Regarding the current compile error:

The compile error is caused by the code cout << abc trying to use operator<< on an abc which is an object of type A. However, you did not overload this operator. In your example this could be something like

friend std::ostream &operator<<(std::ostream &output, const A &a ) 
{ 
    output << a.value;
    return output;            
}

Even if you have a user-defined conversion to std::string you would still get compile time errors. This link explains it better than I think I could Why cannot use cout with user-defined conversion to std::string?

This is how I understand the explanation from link above:

string header defines the following overload for operator<< for std::basic_ostream:

template <class CharT, class Traits, class Allocator>
std::basic_ostream<CharT, Traits>&
    operator<<(std::basic_ostream<CharT, Traits>& os,
               const std::basic_string<CharT, Traits, Allocator>& str);

Also, std::string is actually a typedef for std::basic_string<char>.
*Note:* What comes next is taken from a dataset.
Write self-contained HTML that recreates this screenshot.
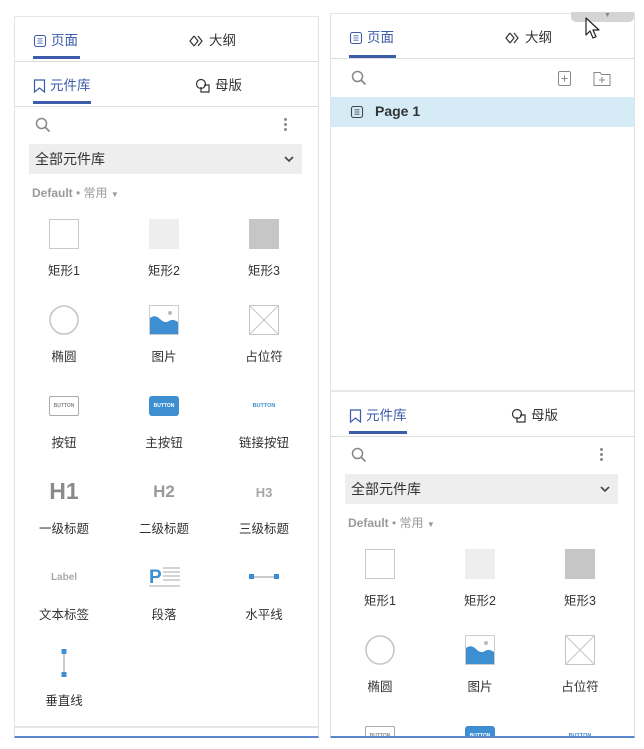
<!DOCTYPE html>
<html><head><meta charset="utf-8"><style>
*{margin:0;padding:0;box-sizing:border-box}
html,body{width:644px;height:749px;overflow:hidden}
body{background:#fff;position:relative;font-family:"Liberation Sans","Noto Sans CJK SC",sans-serif;color:#333}
.abs{position:absolute}
.panel{position:absolute;border-left:1px solid #e2e2e2;border-right:1px solid #e2e2e2;border-top:1px solid #e6e6e6;overflow:hidden}
.tabs{position:absolute;left:0;width:304px;height:45px;border-bottom:1px solid #ddd}
.tab{position:absolute;top:15px;font-size:13.5px;line-height:18px;display:flex;align-items:center;gap:4px}
.tab.on{color:#3c5ba8}
.ul{position:absolute;top:39px;height:3px;background:#3c5ba8}
.lbl{position:absolute;width:100px;text-align:center;font-size:12.5px;color:#333}
.ic{position:absolute}
</style></head><body>

<!-- LEFT PANEL -->
<div class="panel" style="left:14px;top:16px;width:305px;height:722px;border-bottom:2px solid #5b86c9">
  <div class="tabs" style="top:0">
    <div class="tab on" style="left:18px"><svg width="14" height="14" viewBox="0 0 14 14"><rect x="1.5" y="1.5" width="11" height="11" rx="2" fill="none" stroke="#3c5ba8" stroke-width="1.1"/><path d="M4.5 4.8h5M4.5 7h5M4.5 9.2h5" stroke="#3c5ba8" stroke-width="0.8"/></svg>页面</div>
    <div class="ul" style="left:18px;width:47px"></div>
    <div class="tab" style="left:174px"><svg width="16" height="12" viewBox="0 0 16 12"><path d="M5 1L1 6l4 5M9 1l4 5-4 5M5 1l4 5-4 5" fill="none" stroke="#333" stroke-width="1.2"/></svg>大纲</div>
  </div>
  <div style="position:absolute;left:0;top:45px;width:304px;height:665px">
    <div class="tabs" style="top:0">
      <div class="tab on" style="left:18px"><svg width="13" height="14" viewBox="0 0 13 14"><path d="M1.5 1h10v12l-5-4-5 4z" fill="none" stroke="#3c5ba8" stroke-width="1.2"/></svg>元件库</div>
      <div class="ul" style="left:18px;width:58px"></div>
      <div class="tab" style="left:180px"><svg width="16" height="16" viewBox="0 0 16 16"><circle cx="6" cy="6" r="4.5" fill="none" stroke="#333" stroke-width="1.2"/><path d="M6 9v5h8V7h-5" fill="none" stroke="#333" stroke-width="1.2"/></svg>母版</div>
    </div>
    LIBL
  </div>
  <div class="abs" style="left:0;top:709px;width:304px;height:2px;background:#e6e6e6"></div>
</div>

<!-- RIGHT PANEL -->
<div class="panel" style="left:330px;top:13px;width:305px;height:725px;border-bottom:2px solid #5b86c9">
  <div class="tabs" style="top:0">
    <div class="tab on" style="left:18px"><svg width="14" height="14" viewBox="0 0 14 14"><rect x="1.5" y="1.5" width="11" height="11" rx="2" fill="none" stroke="#3c5ba8" stroke-width="1.1"/><path d="M4.5 4.8h5M4.5 7h5M4.5 9.2h5" stroke="#3c5ba8" stroke-width="0.8"/></svg>页面</div>
    <div class="ul" style="left:18px;width:47px;top:41px"></div>
    <div class="tab" style="left:174px"><svg width="16" height="12" viewBox="0 0 16 12"><path d="M5 1L1 6l4 5M9 1l4 5-4 5M5 1l4 5-4 5" fill="none" stroke="#333" stroke-width="1.2"/></svg>大纲</div>
  </div>
  <svg class="ic" style="left:20px;top:56px" width="16" height="16" viewBox="0 0 16 16"><circle cx="6.5" cy="6.5" r="5" fill="none" stroke="#888" stroke-width="1.5"/><path d="M10 10l4.5 4.5" stroke="#888" stroke-width="1.7"/></svg>
  <svg class="ic" style="left:227px;top:57px" width="13" height="15" viewBox="0 0 13 15"><rect x="0.5" y="0.5" width="12" height="14" rx="1.5" fill="none" stroke="#888"/><path d="M6.5 4.5v6M3.5 7.5h6" stroke="#888"/></svg>
  <svg class="ic" style="left:262px;top:57px" width="18" height="15" viewBox="0 0 18 15"><path d="M1 1.5h6l1.5 2H17v11H1z" fill="none" stroke="#888"/><path d="M9 6v6M6 9h6" stroke="#888"/></svg>
  <div class="abs" style="left:0;top:83px;width:304px;height:30px;background:#d5ecf7"></div>
  <svg class="ic" style="left:19px;top:91px" width="14" height="14" viewBox="0 0 14 14"><rect x="1.5" y="1.5" width="11" height="11" rx="2" fill="none" stroke="#444" stroke-width="1.1"/><path d="M4.5 4.8h5M4.5 7h5M4.5 9.2h5" stroke="#444" stroke-width="0.8"/></svg>
  <div class="abs" style="left:44px;top:89px;font-size:14px;font-weight:bold;color:#333">Page 1</div>
  <div class="abs" style="left:0;top:376px;width:304px;height:2px;background:#e8e8e8"></div>
  <div style="position:absolute;left:0;top:378px;width:304px;height:345px;overflow:hidden">
    <div class="tabs" style="top:0">
      <div class="tab on" style="left:18px"><svg width="13" height="14" viewBox="0 0 13 14"><path d="M1.5 1h10v12l-5-4-5 4z" fill="none" stroke="#3c5ba8" stroke-width="1.2"/></svg>元件库</div>
      <div class="ul" style="left:18px;width:58px"></div>
      <div class="tab" style="left:180px"><svg width="16" height="16" viewBox="0 0 16 16"><circle cx="6" cy="6" r="4.5" fill="none" stroke="#333" stroke-width="1.2"/><path d="M6 9v5h8V7h-5" fill="none" stroke="#333" stroke-width="1.2"/></svg>母版</div>
    </div>
    LIBR
  </div>
</div>
<div class="abs" style="left:571px;top:12px;width:63px;height:10px;background:#d4d4d4;border-radius:0 0 5px 5px;font-size:7px;color:#888;text-align:center;line-height:8px;padding-left:10px">▼</div>
<svg class="abs" style="left:585px;top:17px" width="16" height="24" viewBox="0 0 16 24"><path d="M1 1v17l4-4 3 7 3-1.3-3-6.7h6z" fill="#fff" stroke="#222" stroke-width="1.2" stroke-linejoin="round"/></svg>

<script>
var lib=`
<svg class="ic" style="left:20px;top:55px" width="16" height="16" viewBox="0 0 16 16"><circle cx="6.5" cy="6.5" r="5" fill="none" stroke="#888" stroke-width="1.5"/><path d="M10 10l4.5 4.5" stroke="#888" stroke-width="1.7"/></svg>
<div class="abs" style="left:269px;top:56px;width:3px;height:3px;border-radius:50%;background:#888;box-shadow:0 5px 0 #888,0 10px 0 #888"></div>
<div class="abs" style="left:14px;top:82px;width:273px;height:30px;background:#eeeeee;font-size:14px;line-height:30px;padding-left:6px;color:#333">全部元件库<svg style="position:absolute;right:8px;top:12px" width="10" height="7" viewBox="0 0 10 7"><path d="M1 1l4 4 4-4" fill="none" stroke="#444" stroke-width="1.6"/></svg></div>
<div class="abs" style="left:17px;top:122px;font-size:12px;font-weight:bold;color:#9a9a9a">Default <span style="font-weight:normal">• 常用 <span style="font-size:8px">▼</span></span></div>
<div class="abs" style="left:34px;top:157px;width:30px;height:30px;border:1px solid #c8c8c8"></div>
<div class="abs" style="left:134px;top:157px;width:30px;height:30px;background:#eeeeee"></div>
<div class="abs" style="left:234px;top:157px;width:30px;height:30px;background:#c6c6c6"></div>
<div class="lbl" style="left:-1px;top:198px">矩形1</div><div class="lbl" style="left:99px;top:198px">矩形2</div><div class="lbl" style="left:199px;top:198px">矩形3</div>
<svg class="ic" style="left:34px;top:243px" width="30" height="30"><circle cx="15" cy="15" r="14" fill="none" stroke="#c6c6c6" stroke-width="1.6"/></svg>
<svg class="ic" style="left:134px;top:243px" width="30" height="30" viewBox="0 0 30 30"><rect x="0.5" y="0.5" width="29" height="29" fill="#fff" stroke="#ccc"/><path d="M1 13c4-3 7-2 10 1s6 4 9 2 6-1 9 1v12H1z" fill="#3d8fd1"/><circle cx="21" cy="8" r="2" fill="#bbb"/></svg>
<svg class="ic" style="left:234px;top:243px" width="30" height="30" viewBox="0 0 30 30"><rect x="0.5" y="0.5" width="29" height="29" fill="none" stroke="#c6c6c6"/><path d="M1 1l28 28M29 1L1 29" stroke="#c6c6c6"/></svg>
<div class="lbl" style="left:-1px;top:284px">椭圆</div><div class="lbl" style="left:99px;top:284px">图片</div><div class="lbl" style="left:199px;top:284px">占位符</div>
<div class="abs" style="left:34px;top:334px;width:30px;height:20px;border:1px solid #aaa;border-radius:2px;font-size:5px;color:#888;text-align:center;line-height:18px;font-weight:bold">BUTTON</div>
<div class="abs" style="left:134px;top:334px;width:30px;height:20px;background:#3d8fd1;border-radius:3px;font-size:5px;color:#fff;text-align:center;line-height:20px;font-weight:bold">BUTTON</div>
<div class="abs" style="left:234px;top:334px;width:30px;height:20px;font-size:5.5px;color:#3d8fd1;text-align:center;line-height:20px;font-weight:bold">BUTTON</div>
<div class="lbl" style="left:-1px;top:370px">按钮</div><div class="lbl" style="left:99px;top:370px">主按钮</div><div class="lbl" style="left:199px;top:370px">链接按钮</div>
<div class="abs" style="left:-1px;top:416px;width:100px;text-align:center;font-size:23px;font-weight:bold;color:#8a8a8a">H1</div>
<div class="abs" style="left:99px;top:420px;width:100px;text-align:center;font-size:17px;font-weight:bold;color:#9a9a9a">H2</div>
<div class="abs" style="left:199px;top:423px;width:100px;text-align:center;font-size:13px;font-weight:bold;color:#a5a5a5">H3</div>
<div class="lbl" style="left:-1px;top:456px">一级标题</div><div class="lbl" style="left:99px;top:456px">二级标题</div><div class="lbl" style="left:199px;top:456px">三级标题</div>
<div class="abs" style="left:-1px;top:510px;width:100px;text-align:center;font-size:10px;font-weight:bold;color:#aaa">Label</div>
<svg class="ic" style="left:134px;top:504px" width="31" height="24" viewBox="0 0 31 24"><text x="0" y="17" font-family="Liberation Sans" font-weight="bold" font-size="19" fill="#3d8fd1">P</text><path d="M14 2h17M14 6h17M14 10h17M14 14h17M0 20h31" stroke="#aaa" stroke-width="0.9"/></svg>
<svg class="ic" style="left:234px;top:510px" width="30" height="10"><path d="M3 5h24" stroke="#999"/><rect x="0" y="2" width="5" height="5" fill="#3d8fd1"/><rect x="25" y="2" width="5" height="5" fill="#3d8fd1"/></svg>
<div class="lbl" style="left:-1px;top:542px">文本标签</div><div class="lbl" style="left:99px;top:542px">段落</div><div class="lbl" style="left:199px;top:542px">水平线</div>
<svg class="ic" style="left:45px;top:587px" width="8" height="28"><path d="M4 3v22" stroke="#999"/><rect x="1.5" y="0" width="5" height="5" fill="#3d8fd1"/><rect x="1.5" y="23" width="5" height="5" fill="#3d8fd1"/></svg>
<div class="lbl" style="left:-1px;top:628px">垂直线</div>
`;
document.body.innerHTML=document.body.innerHTML.replace('LIBL',lib).replace('LIBR',lib);
</script>
</body></html>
However, if the conversion is implicit the following rule kicks in:

Type deduction does not consider implicit conversions (other than type adjustments listed above): that's the job for overload resolution, which happens later.

So, the compiler cannot deduce the second parameter for the function (e.g. const std::basic_string<CharT, Traits, Allocator>& str) from A. It can, however, deduce it for string so you can explicitly convert abc to string like static_cast<string>(abc) and that would work.